Analysis vs. Analytics
Now that we have all of these fancy statistics, we should really know what to do with them, right? Can I put the top 5 VORP players together to get the best possible team that can be constructed? Or would putting them together hurt their individual VORPs? I know – you have no idea.
So, what do we do with these statistics? That brings us to the difference between Analysis and Analytics. Firstly, taking available data and scrubbing it, manipulating it, organizing it, distilling it, etc. allows you to come up with a metric or set of metrics. That is the analysis part. But, what do you do next?
This is the tricky part. It’s why most of this article has been question format. Analytics is using all of the data and metrics that you have to try to project what will happen in the future. Therefore, this involves building forecast models and models that allow you to change variables and see the impact that this has on a specific metric (most likely wins – points scored – points allowed – etc). And then, you have to make decisions based on which models (or other data sources) you believe.
My idol, Sam Hinkie said it best in his famous (among Sixers/NBA fans) resignation letter:
There is so much about projecting players that we still capture best by seeing it in person and sharing (and debating) those observations with our colleagues. What kind of teammate is he? How does he play under pressure? How broken is his shot? Can he fight over a screen? Does he respond to coaching? How hard will he work to improve? And maybe the key one: will he sacrifice—his minutes, his touches, his shots, his energy, his body—for the ultimate team game that rewards sacrifice? That information, as imperfect and subjective as it may be, comes to light most readily in gyms and by watching an absolute torrent of video.
I think this is my biggest gripe with the analytics people on Twitter. Save for a few, I don’t think many people really understand what to do with these statistics. How can we predict or project based off of them? As an example, a guy like Robert Covington, who has been polarizing in some ways, has good advanced metrics. But, would you want to have 5 Robert Covingtons in your starting lineup. Why not? Would 5 Steph Currys or 5 James Hardens on the court at the same time work? Obviously not. But why? Their advanced metrics are through the roof. Wouldn’t combining five players with very high PIPMs allow you to win just about every game?
So, why the hell did I even write this article?
I guess I just wanted to point out that it is cool to be into Analysis and Analytics. However, it’s off-putting when people look down their noses at others because they value what they see on the screen or in person vs. what a new statistic says.
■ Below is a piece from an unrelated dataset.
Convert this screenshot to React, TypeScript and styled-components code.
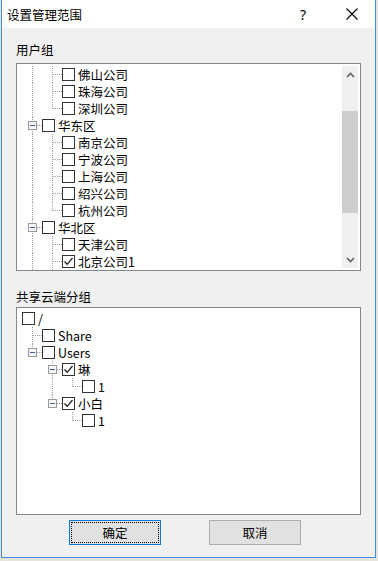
import React from 'react';
import styled, { createGlobalStyle } from 'styled-components';

type TreeNode = { label: string; checked?: boolean; children?: TreeNode[] };

type FlatRow = {
  node: TreeNode;
  guides: boolean[];
  connector: boolean;
  last: boolean;
};

const userGroups: TreeNode[] = [
  {
    label: '华南区',
    children: [
      { label: '广州公司' },
      { label: '佛山公司' },
      { label: '珠海公司' },
      { label: '深圳公司' }
    ]
  },
  {
    label: '华东区',
    children: [
      { label: '南京公司' },
      { label: '宁波公司' },
      { label: '上海公司' },
      { label: '绍兴公司' },
      { label: '杭州公司' }
    ]
  },
  {
    label: '华北区',
    children: [
      { label: '天津公司' },
      { label: '北京公司1', checked: true },
      { label: '石家庄公司' }
    ]
  },
  { label: '华中区', children: [{ label: '武汉公司' }] }
];

const cloudGroups: TreeNode[] = [
  {
    label: '/',
    children: [
      { label: 'Share' },
      {
        label: 'Users',
        children: [
          { label: '琳', checked: true, children: [{ label: '1' }] },
          { label: '小白', checked: true, children: [{ label: '1' }] }
        ]
      }
    ]
  }
];

// flattens the tree into rows, keeping which ancestor lines pass by each row
const flatten = (
  nodes: TreeNode[],
  guides: boolean[],
  linesAtRoot: boolean,
  depth = 0
): FlatRow[] =>
  nodes.flatMap((node, i) => {
    const last = i === nodes.length - 1;
    const connector = linesAtRoot || depth > 0;
    const row: FlatRow = { node, guides, connector, last };
    const childGuides = connector ? [...guides, !last] : guides;
    return [
      row,
      ...(node.children ? flatten(node.children, childGuides, linesAtRoot, depth + 1) : [])
    ];
  });

const GlobalStyle = createGlobalStyle`
  html, body {
    margin: 0;
    padding: 0;
    background: #e7e3da;
  }
  body {
    font-family: "Noto Sans CJK SC", "Noto Sans", sans-serif;
  }
`;

const Dialog = styled.div`
  box-sizing: border-box;
  width: 375px;
  height: 558px;
  margin-left: 1px;
  border: 1px solid #3e8de0;
  border-top: none;
  background: #f0f0f0;
  display: flex;
  flex-direction: column;
`;

const TitleBar = styled.div`
  height: 28px;
  background: #fff;
  display: flex;
  align-items: center;
  padding-left: 5px;
`;

const Title = styled.div`
  flex: 1;
  font-size: 12.5px;
  color: #000;
`;

const TitleButton = styled.div<{ $gap?: number }>`
  width: 46px;
  height: 28px;
  margin-left: ${p => p.$gap ?? 0}px;
  display: flex;
  align-items: center;
  justify-content: center;
  font-family: "Noto Sans", sans-serif;
  font-size: 14px;
  color: #000;
`;

const Body = styled.div`
  flex: 1;
  display: flex;
  flex-direction: column;
  padding: 13px 14px 0 14px;
`;

const GroupLabel = styled.div<{ $top: number; $bottom: number }>`
  font-size: 12.5px;
  line-height: 17px;
  color: #000;
  margin-top: ${p => p.$top}px;
  margin-bottom: ${p => p.$bottom}px;
`;

const TreeBox = styled.div`
  box-sizing: border-box;
  height: 208px;
  border: 1px solid #828790;
  background: #fff;
  display: flex;
`;

const TreePane = styled.div<{ $clip?: boolean }>`
  flex: 1;
  overflow: ${p => (p.$clip ? 'hidden' : 'visible')};
  padding: 2px 0 0 5px;
`;

const Row = styled.div`
  height: 17px;
  display: flex;
  align-items: center;
`;

const Cell = styled.div`
  width: 20px;
  height: 17px;
  flex: none;
  svg {
    display: block;
  }
`;

const Box = styled.div`
  width: 13px;
  height: 13px;
  flex: none;
  svg {
    display: block;
  }
`;

const NodeLabel = styled.span`
  margin-left: 3px;
  font-size: 12.5px;
  line-height: 17px;
  color: #000;
  white-space: nowrap;
`;

const ScrollBar = styled.div`
  width: 16px;
  margin: 2px 2px 2px 0;
  background: #f0f0f0;
  display: flex;
  flex-direction: column;
`;

const ScrollArrow = styled.div`
  height: 17px;
  display: flex;
  align-items: center;
  justify-content: center;
`;

const Thumb = styled.div`
  margin-top: 28px;
  height: 102px;
  background: #cdcdcd;
`;

const TrackRest = styled.div`
  flex: 1;
`;

const ButtonRow = styled.div`
  display: flex;
  gap: 48px;
  margin-top: 5px;
  padding-left: 53px;
`;

const Button = styled.div<{ $focused?: boolean }>`
  box-sizing: border-box;
  width: 92px;
  height: 25px;
  background: #e1e1e1;
  border: 1px solid ${p => (p.$focused ? '#0078d7' : '#adadad')};
  display: flex;
  align-items: center;
  justify-content: center;
  font-size: 12.5px;
  color: #000;
  outline: ${p => (p.$focused ? '1px dotted #000' : 'none')};
  outline-offset: -3px;
`;

const dotted = { stroke: '#a0a0a0', strokeDasharray: '1 1', shapeRendering: 'crispEdges' as const };

const Guide = ({ line }: { line: boolean }) => (
  <Cell>
    {line && (
      <svg width="20" height="17">
        <line x1="10.5" y1="0" x2="10.5" y2="17" {...dotted} />
      </svg>
    )}
  </Cell>
);

const Connector = ({ last, expander }: { last: boolean; expander: boolean }) => (
  <Cell>
    <svg width="20" height="17">
      <line x1="10.5" y1="0" x2="10.5" y2={last ? 9 : 17} {...dotted} />
      <line x1="11" y1="8.5" x2="20" y2="8.5" {...dotted} />
      {expander && (
        <g shapeRendering="crispEdges">
          <rect x="6.5" y="4.5" width="8" height="8" fill="#f7f7f7" stroke="#9a9a9a" />
          <line x1="8" y1="8.5" x2="13" y2="8.5" stroke="#3c5fa3" />
        </g>
      )}
    </svg>
  </Cell>
);

const CheckBox = ({ checked }: { checked?: boolean }) => (
  <Box>
    <svg width="13" height="13">
      <rect x="0.5" y="0.5" width="12" height="12" fill="#fff" stroke="#333" shapeRendering="crispEdges" />
      {checked && (
        <polyline points="2.5,6.5 5.2,9.3 10.5,3" fill="none" stroke="#222" strokeWidth="1.3" />
      )}
    </svg>
  </Box>
);

const TreeRows = ({ rows }: { rows: FlatRow[] }) => (
  <>
    {rows.map((r, i) => (
      <Row key={i}>
        {r.guides.map((g, j) => (
          <Guide key={j} line={g} />
        ))}
        {r.connector && <Connector last={r.last} expander={!!r.node.children} />}
        <CheckBox checked={r.node.checked} />
        <NodeLabel>{r.node.label}</NodeLabel>
      </Row>
    ))}
  </>
);

const Chevron = ({ up }: { up?: boolean }) => (
  <svg width="9" height="6">
    <polyline
      points={up ? '1,5 4.5,1.5 8,5' : '1,1 4.5,4.5 8,1'}
      fill="none"
      stroke="#606060"
      strokeWidth="1.6"
    />
  </svg>
);

export default function App() {
  const userRows = flatten(userGroups, [], true);
  const firstVisible = userRows.findIndex(r => r.node.label === '佛山公司');
  const cloudRows = flatten(cloudGroups, [], false);

  return (
    <>
      <GlobalStyle />
      <Dialog>
        <TitleBar>
          <Title>设置管理范围</Title>
          <TitleButton>?</TitleButton>
          <TitleButton $gap={3}>
            <svg width="12" height="12">
              <path d="M0.5 0.5 L11.5 11.5 M11.5 0.5 L0.5 11.5" stroke="#000" strokeWidth="1.1" />
            </svg>
          </TitleButton>
        </TitleBar>
        <Body>
          <GroupLabel $top={0} $bottom={5}>用户组</GroupLabel>
          <TreeBox>
            <TreePane $clip>
              <TreeRows rows={userRows.slice(firstVisible)} />
            </TreePane>
            <ScrollBar>
              <ScrollArrow>
                <Chevron up />
              </ScrollArrow>
              <Thumb />
              <TrackRest />
              <ScrollArrow>
                <Chevron />
              </ScrollArrow>
            </ScrollBar>
          </TreeBox>
          <GroupLabel $top={17} $bottom={2}>共享云端分组</GroupLabel>
          <TreeBox>
            <TreePane>
              <TreeRows rows={cloudRows} />
            </TreePane>
          </TreeBox>
          <ButtonRow>
            <Button $focused>确定</Button>
            <Button>取消</Button>
          </ButtonRow>
        </Body>
      </Dialog>
    </>
  );
}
Or better yet, I just love when they accuse someone else of not being smart enough to understand one of these overly involved statistics. I was taught that you should observe something, then use data to test it, then build/maintain models to track and project it (if it is meaningful). Or, if you notice something from a data perspective first, test it with your eyes.
I believe that people who work in front offices are looking at data and metrics that aren’t publicly available in many cases. They are looking at things in interesting and exciting ways that will continue to change how players are evaluated and such. But, if you read Sam Hinkie’s resignation letter, you can see the humility and recognition that he displays when discussing the topic.
For example, I saw a guy on Twitter the other day, that I really like and respect, point out that a player’s PIPM was solid despite the perception that the player was under-performing. Then, a little while later, he said he made a mistake and refreshed his excel file and that the player’s PIPM was actually quite a bit lower.
You should be able to explain anomalies in any data or metric that you present – not get all upset and worked up over it. So, be ready for me to challenge you if you throw out “advanced” statistics – or be ready to block me.